■ INSTRUCTIONS TO FOLLOW:
In the material below, identify each line bearing the word "styled". Reproduce those lines.

■ PROVIDED MATERIAL:
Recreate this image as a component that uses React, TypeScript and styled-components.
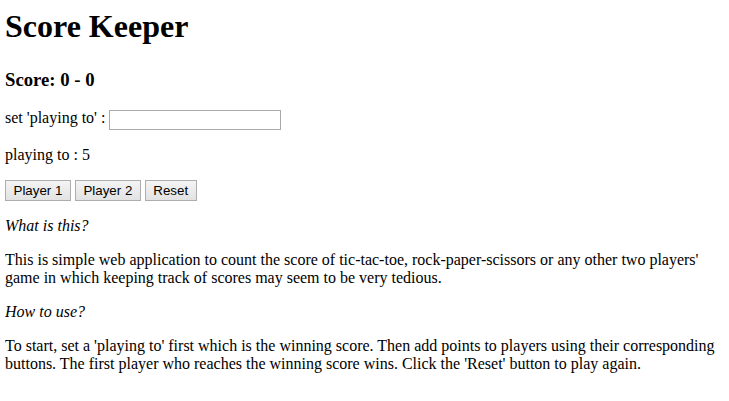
import React from 'react'
import styled, { createGlobalStyle } from 'styled-components'

const GlobalStyle = createGlobalStyle`
  body {
    margin: 8px 5px;
    font-family: 'Liberation Serif', 'Times New Roman', serif;
    font-size: 16px;
    color: #000;
    background: #fff;
  }
`

const Page = styled.div`
  display: block;
`

const Title = styled.h1`
  font-size: 2em;
  font-weight: bold;
  margin: 0 0 23.5px;
`

const ScoreLine = styled.h3`
  font-size: 1.17em;
  font-weight: bold;
  margin: 1em 0;
`

const Para = styled.p<{ $italic?: boolean }>`
  margin: 1em 0;
  font-style: ${(p) => (p.$italic ? 'italic' : 'normal')};
`

const TargetInput = styled.input`
  box-sizing: border-box;
  font-family: 'Liberation Sans', Arial, sans-serif;
  font-size: 13.33px;
  width: 172px;
  height: 20px;
  padding: 1px 2px;
  margin: 0;
  border: 1px solid #a9a9a9;
  vertical-align: middle;
`

const ButtonRow = styled.div`
  display: flex;
  gap: 4px;
`

const Button = styled.button`
  box-sizing: border-box;
  height: 21px;
  font-family: 'Liberation Sans', Arial, sans-serif;
  font-size: 13.33px;
  line-height: 15px;
  color: #000;
  padding: 2px 7.5px;
  margin: 0;
  border: 1px solid #adadad;
  border-radius: 0;
  background: linear-gradient(#f4f4f4, #e2e2e2);
`

export default function App() {
  const [target, setTarget] = React.useState(5)
  const [p1, setP1] = React.useState(0)
  const [p2, setP2] = React.useState(0)

  return (
    <Page>
      <GlobalStyle />
      <Title>Score Keeper</Title>
      <ScoreLine>
        Score: {p1} - {p2}
      </ScoreLine>
      <Para>
        set 'playing to' :{' '}
        <TargetInput
          type="number"
          onChange={(e) => setTarget(Number(e.target.value) || 5)}
        />
      </Para>
      <Para>playing to : {target}</Para>
      <ButtonRow>
        <Button onClick={() => setP1(p1 + 1)}>Player 1</Button>
        <Button onClick={() => setP2(p2 + 1)}>Player 2</Button>
        <Button
          onClick={() => {
            setP1(0)
            setP2(0)
          }}
        >
          Reset
        </Button>
      </ButtonRow>
      <Para $italic>What is this?</Para>
      <Para>
        This is simple web application to count the score of tic-tac-toe,
        rock-paper-scissors or any other two players' game in which keeping
        track of scores may seem to be very tedious.
      </Para>
      <Para $italic>How to use?</Para>
      <Para>
        To start, set a 'playing to' first which is the winning score. Then add
        points to players using their corresponding buttons. The first player
        who reaches the winning score wins. Click the 'Reset' button to play
        again.
      </Para>
    </Page>
  )
}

■ TASK ANSWER:
Recreate this image as a component that uses React, TypeScript and styled-components.
import styled, { createGlobalStyle } from 'styled-components'
const Page = styled.div`
const Title = styled.h1`
const ScoreLine = styled.h3`
const Para = styled.p<{ $italic?: boolean }>`
const TargetInput = styled.input`
const ButtonRow = styled.div`
const Button = styled.button`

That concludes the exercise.